Select Committee on Culture, Media and Sport Appendices to the Minutes of Evidence


APPENDIX 36

Memorandum submitted by Mr Thales Vassilikiotis

  As I promised on the Acropolis two days ago, I am writing to inform your Committee on the very unfair, indeed anti-constitutional legislation concerning cultural property passed by the previous Minister of Culture of Greece Venizelos two years ago.

  The aforesaid legal abortion gives the Greek Ministry of Culture the right to confiscate, in order to "protect" it as they claim almost any work of art, modern art of today, yesterday, 50 years ago, 60, a 100 or 1,000 years old.

  Before this abortion there existed four contradictory laws concerning state "protection" of works of art, that they grossly categorised as of "archaeological value." The confusion was indeed great and eventually the plenum of the Supreme Court in this country decided that only an object dated before 1453 could be categorised as of archaeological value and consequently "protected" by the state, which, of course, could well mean confiscated. It was indeed illegal all along for citizens to possess antiquities, and only the state could grant permission to an individual to possess an antiquities collection or any object.

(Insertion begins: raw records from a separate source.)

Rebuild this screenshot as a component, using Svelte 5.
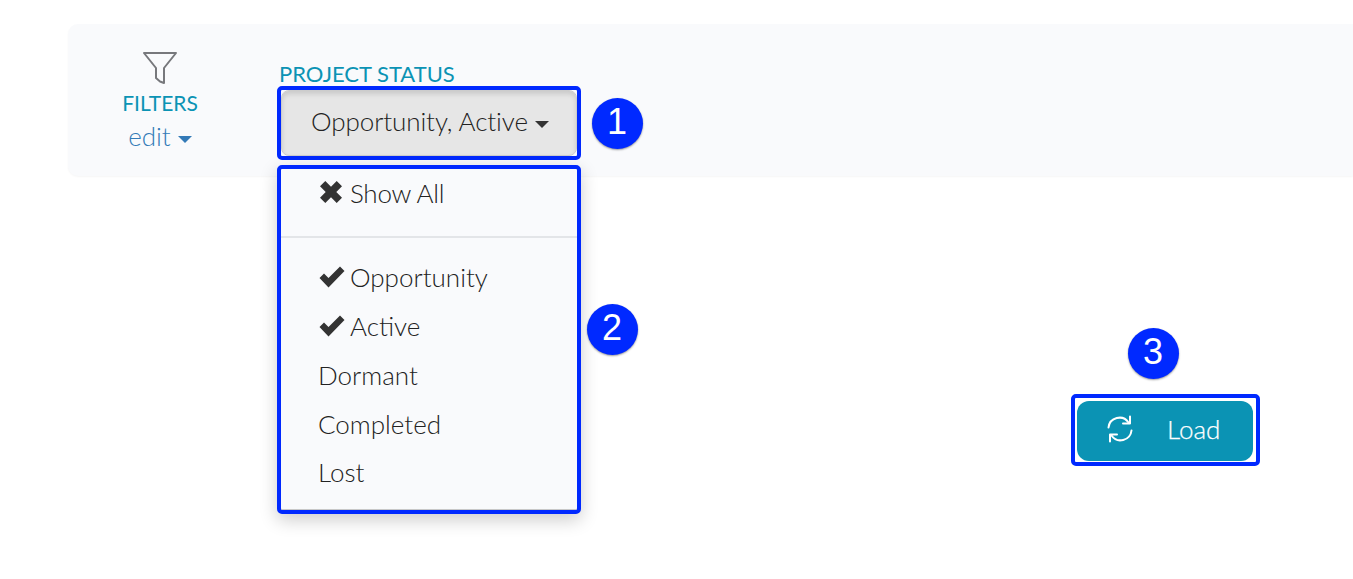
<script>
  const items = [
    { label: 'Opportunity', checked: true },
    { label: 'Active', checked: true },
    { label: 'Dormant', checked: false },
    { label: 'Completed', checked: false },
    { label: 'Lost', checked: false }
  ];
</script>

<div class="page">
  <section class="panel">
    <div class="filters">
      <svg class="funnel" width="34" height="34" viewBox="0 0 34 34" fill="none">
        <path d="M1 2h32L21 17v15l-4-1.500-4-3.500V17z" stroke="#77787c" stroke-width="2" stroke-linejoin="round"/>
      </svg>
      <div class="filters-label">FILTERS</div>
      <div class="edit">edit <span class="caret blue"></span></div>
    </div>
    <div class="status">
      <div class="status-label">PROJECT STATUS</div>
      <div class="dropdown">
        <div class="frame">
          <button class="toggle"><span class="toggle-text">Opportunity, Active</span> <span class="caret dark"></span></button>
        </div>
        <div class="menu">
          <div class="item first"><svg class="ico x" viewBox="0 0 24 24" width="24" height="24"><path d="M6.300 1 12 6.700 17.700 1 23 6.300 17.300 12 23 17.700 17.700 23 12 17.300 6.300 23 1 17.700 6.700 12 1 6.300z" fill="#333"/></svg><span class="show-all">Show All</span></div>
          <hr />
          {#each items as it}
            <div class="item">
              {#if it.checked}
                <svg class="ico" viewBox="0 0 26 22" width="26" height="22"><path d="M0.500 12 5 7.500l4.500 4.500L21 0.500 25.500 5 9.500 21.500z" fill="#333"/></svg>
              {/if}{it.label}
            </div>
          {/each}
        </div>
      </div>
    </div>
    <span class="num n1">1</span>
    <span class="num n2">2</span>
  </section>

  <div class="actions">
    <span class="num n3">3</span>
    <div class="load-frame">
      <button class="load">
        <svg width="28" height="28" viewBox="0 0 28 28" fill="none" stroke="#fff" stroke-width="2" stroke-linecap="round" stroke-linejoin="round">
          <path d="M2.500 12.500A11 11 0 0 1 22.500 7.500"/>
          <path d="M24 1.500v7h-7"/>
          <path d="M25.500 15.500A11 11 0 0 1 5.500 20.500"/>
          <path d="M4 26.500v-7h7"/>
        </svg>
        <span>Load</span>
      </button>
    </div>
  </div>
</div>

<style>
  :global(body) {
    margin: 0;
    background: #fff;
    font-family: "Lato", "Liberation Sans", sans-serif;
    font-weight: 300;
    color: #222;
  }
  .page {
    padding: 24px 0 0 68px;
    height: 555px;
    box-sizing: content-box;
    overflow: hidden;
    position: relative;
  }
  .panel {
    height: 152px;
    box-sizing: border-box;
    background: #f9fafc;
    border-radius: 10px 0 0 10px;
    box-shadow: 0 1px 2px rgba(0, 0, 0, 0.04);
    display: flex;
    align-items: flex-start;
    position: relative;
  }
  .filters {
    width: 184px;
    padding-top: 27px;
    display: flex;
    flex-direction: column;
    align-items: center;
  }
  .funnel {
    display: block;
  }
  .filters-label {
    margin-top: 6px;
    font-size: 21px;
    line-height: 24px;
    color: #0b93b4;
    font-weight: 400;
  }
  .edit {
    margin-top: 6px;
    font-size: 26px;
    line-height: 30px;
    color: #337ab7;
  }
  .caret {
    display: inline-block;
    border-left: 7px solid transparent;
    border-right: 7px solid transparent;
    vertical-align: middle;
  }
  .caret.blue {
    border-top: 7px solid #337ab7;
  }
  .caret.dark {
    border-top: 7px solid #333;
  }
  .status {
    margin-left: 25px;
    padding-top: 38px;
    position: relative;
  }
  .status-label {
    margin-left: 2px;
    font-size: 22px;
    line-height: 24px;
    color: #0b93b4;
    font-weight: 400;
  }
  .dropdown {
    position: relative;
  }
  .frame {
    width: 304px;
    height: 74px;
    box-sizing: border-box;
    border: 4px solid #0029ff;
    border-radius: 5px;
    background: #f9fafc;
  }
  .toggle {
    width: 100%;
    height: 100%;
    border: 1px solid #ccc;
    border-radius: 8px;
    background: #e6e6e6;
    box-shadow: inset 0 3px 5px rgba(0, 0, 0, 0.125);
    font: inherit;
    font-size: 26px;
    color: #222;
    padding: 0 0 5px;
  }
  .toggle-text {
    letter-spacing: -0.1px;
    margin-left: 2px;
  }
  .menu {
    position: absolute;
    top: 79px;
    left: 0;
    width: 304px;
    height: 349px;
    box-sizing: border-box;
    border: 4px solid #0029ff;
    border-radius: 5px;
    background: #f9fafc;
    box-shadow: inset 0 -1px 0 #c8c8c8, 0 6px 18px rgba(0, 0, 0, 0.2);
    padding-top: 1px;
    z-index: 2;
  }
  .item {
    height: 49px;
    line-height: 49px;
    padding-left: 37px;
    font-size: 26px;
    white-space: nowrap;
    display: flex;
    align-items: center;
  }
  .item.first {
    height: 46px;
  }
  .item:last-child {
    height: 47px;
  }
  .show-all {
    letter-spacing: -0.25px;
  }
  .ico {
    margin: 0 5px 0 1px;
    flex: none;
    position: relative;
    top: -1px;
  }
  .ico.x {
    margin-right: 7px;
  }
  hr {
    margin: 20px 0 15px;
    border: 0;
    border-top: 2px solid #e3e5e8;
  }
  .actions {
    position: absolute;
    left: 1071px;
    top: 394px;
  }
  .load-frame {
    width: 189px;
    height: 72px;
    box-sizing: border-box;
    border: 4px solid #0029ff;
    border-radius: 5px;
    padding: 3px 3px 1px 2px;
    background: #fff;
  }
  .load {
    width: 100%;
    height: 100%;
    border: 0;
    border-radius: 12px;
    background: #0b93b4;
    color: #fff;
    font: inherit;
    font-size: 26px;
    -webkit-text-stroke: 0.25px #fff;
    display: flex;
    align-items: center;
    padding: 0 0 4px 29px;
  }
  .load span {
    margin-left: 33px;
  }
  .num {
    position: absolute;
    width: 51px;
    height: 51px;
    border-radius: 50%;
    background: #0029ff;
    color: #fff;
    font-family: "Liberation Sans", sans-serif;
    font-weight: 400;
    font-size: 36px;
    line-height: 48px;
    text-align: center;
    box-shadow: 0 1px 2px rgba(0, 0, 0, 0.4);
    z-index: 3;
  }
  .n1 {
    left: 524px;
    top: 74px;
    text-indent: -1px;
  }
  .n2 {
    left: 519px;
    top: 280px;
    text-indent: -1px;
  }
  .n3 {
    left: 57px;
    top: -66px;
    text-indent: -1px;
  }
</style>
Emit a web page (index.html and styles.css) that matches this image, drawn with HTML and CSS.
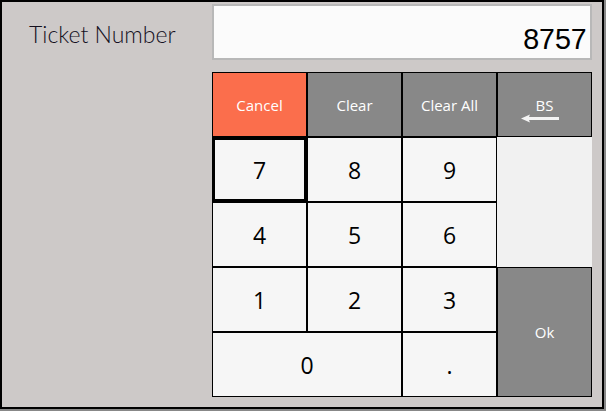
FILE: index.html
```html
<!DOCTYPE html>
<html lang="en">
<head>
    <meta charset="UTF-8">
    <meta name="viewport" content="width=device-width, initial-scale=1.0">
    <title>Ticket Number</title>
    <link rel="stylesheet" href="styles.css">
</head>
<body>
    <div class="window">
        <div class="label">Ticket Number</div>
        <div class="panel">
            <div class="display">8757</div>
            <div class="keypad">
                <button class="key key-cancel">Cancel</button>
                <button class="key key-action">Clear</button>
                <button class="key key-action">Clear All</button>
                <button class="key key-action key-bs">BS
                    <svg class="bs-arrow" width="38" height="9" viewBox="0 0 38 9">
                        <path d="M0 4.5 L9 0.5 L8 3 H38 V6 H8 L9 8.5 Z" fill="#f4f4f4"/>
                    </svg>
                </button>
                <button class="key key-num key-focus">7</button>
                <button class="key key-num">8</button>
                <button class="key key-num">9</button>
                <div class="key-blank"></div>
                <button class="key key-num">4</button>
                <button class="key key-num">5</button>
                <button class="key key-num">6</button>
                <button class="key key-num">1</button>
                <button class="key key-num">2</button>
                <button class="key key-num">3</button>
                <button class="key key-action key-ok">Ok</button>
                <button class="key key-num key-zero">0</button>
                <button class="key key-num">.</button>
            </div>
        </div>
    </div>
</body>
</html>
```

FILE: styles.css
```css
/* CSS styles */
html, body {
    margin: 0;
    padding: 0;
    height: 100%;
    background-color: #888;
}

.window {
    box-sizing: border-box;
    width: 604px;
    height: 409px;
    display: flex;
    padding: 2px 10px 10px 0;
    background-color: #cdc9c8;
    border: 2px solid #000;
    font-family: "Open Sans", "Liberation Sans", sans-serif;
}

.label {
    box-sizing: border-box;
    width: 210px;
    padding: 15px 0 0 27px;
    font-family: "Lato", "Open Sans", sans-serif;
    font-weight: 300;
    font-size: 23px;
    line-height: 30px;
    color: #14101e;
}

.panel {
    width: 380px;
    display: flex;
    flex-direction: column;
    gap: 12px;
}

.display {
    box-sizing: border-box;
    height: 56px;
    padding: 21px 4px 0 0;
    background-color: #fbfbfb;
    border: 2px solid #b8b8b8;
    text-align: right;
    font-family: "Liberation Mono", monospace;
    font-size: 29px;
    line-height: 30px;
    letter-spacing: -1.5px;
    color: #000;
}

.keypad {
    display: grid;
    grid-template-columns: repeat(4, 95px);
    grid-template-rows: repeat(5, 65px);
}

.key {
    box-sizing: border-box;
    margin: 0;
    padding: 0;
    border: 1px solid #000;
    border-radius: 0;
    font-family: inherit;
    font-size: 15px;
    color: #fff;
}

.key-cancel {
    background-color: #fb6e4c;
}

.key-action {
    background-color: #888;
}

.key-num {
    background-color: #f6f6f6;
    font-size: 23px;
    color: #000;
}

.key-focus {
    border-width: 3px;
}

.key-blank {
    grid-row: span 2;
    background-color: #f1f1f1;
}

.key-bs {
    position: relative;
}

.bs-arrow {
    position: absolute;
    left: 23px;
    top: 41px;
}

.key-ok {
    grid-row: span 2;
}

.key-zero {
    grid-column: span 2;
}
```
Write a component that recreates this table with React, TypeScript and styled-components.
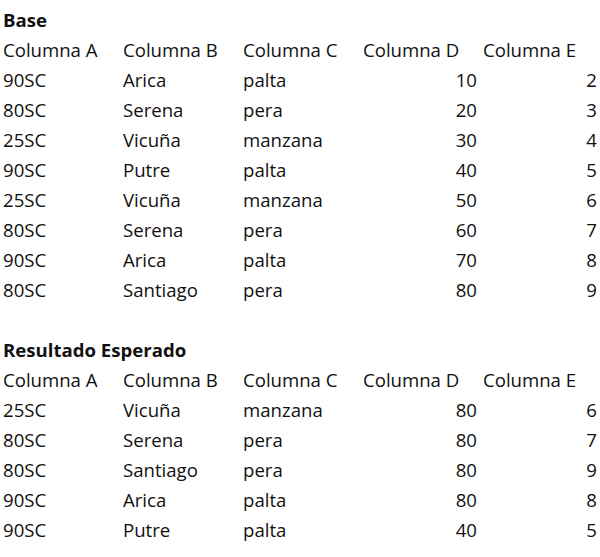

  The aforesaid decisions of Areios Pagos are: A271/72, 01V, XPOV KB 513, 600 A673/73, 01V, XPOV KG 724 NSK 535/81.

  Since the days of Melina Mercouri as a Minister of Culture the bureaucrats of the Greek Ministry came up with crazy ideas about extending the notion of "object of archaeological value" to include all modern art, any object of archaeological, artistic, historic or folklore value, as clearly stated in the projected law by Melina Mercouri, which was never passed by the Greek Parliament. According to this ridiculous idea he who knowingly possessed a distinguished work of art independently of its origin and date would go to jail for life, if the state asked him to give this work of art and he refused. At the same time Melina was in England claiming the return of the Elgin Marbles, looted by the well known Lord.

  Why was Melina any better than Lord Elgin, that I never understood!

  Similar laws were suggested and endorsed by another Minister of Culture Tzannis Tzanetakis, but as there was public reaction he never managed to get them through Parliament. It was indeed the one before last Minister Venizelos who managed to pass through Greek Parliament this ridiculous and barbarous law that makes it practically impossible in Greece to possess a work of art. What a shame for a country with such ancient traditions in the arts.

  As an artist, a painter, member of the Greek artists' union I wish to express to your Committee our indignation and to beg you to caution the Greek Culture Ministry that you will not even consider the return of the Elgin Marbles if they continue with extreme stubbornness and barbarism, comparable to that of most totalitarian regimes, to blatantly consider that they have the right to confiscate any work of art they can lay their hands on.

  I include a photostat of an article of mine in a major economic magazine on this subject back in 1988[48]. This article, as well as others I wrote in the liberal newspaper Eleft Erotypia have remained unanswered. A typical attitude of the Greek Government of the last 15 years, and an insult to the democratic citizen's protest about this flagrant trespassing of our democratic, constitutional and legal right to cultural property.

  I am at your Committee's disposal to fully explain and prove the illegality and barbarism of these Government proceedings. Parliamentary representatives of a friendly democratic nation as the English nation should concern themselves with this attitude and not condone the abolition of cultural property in Greece. Certainly when the same Ministers claim the return of the Elgin Marbles.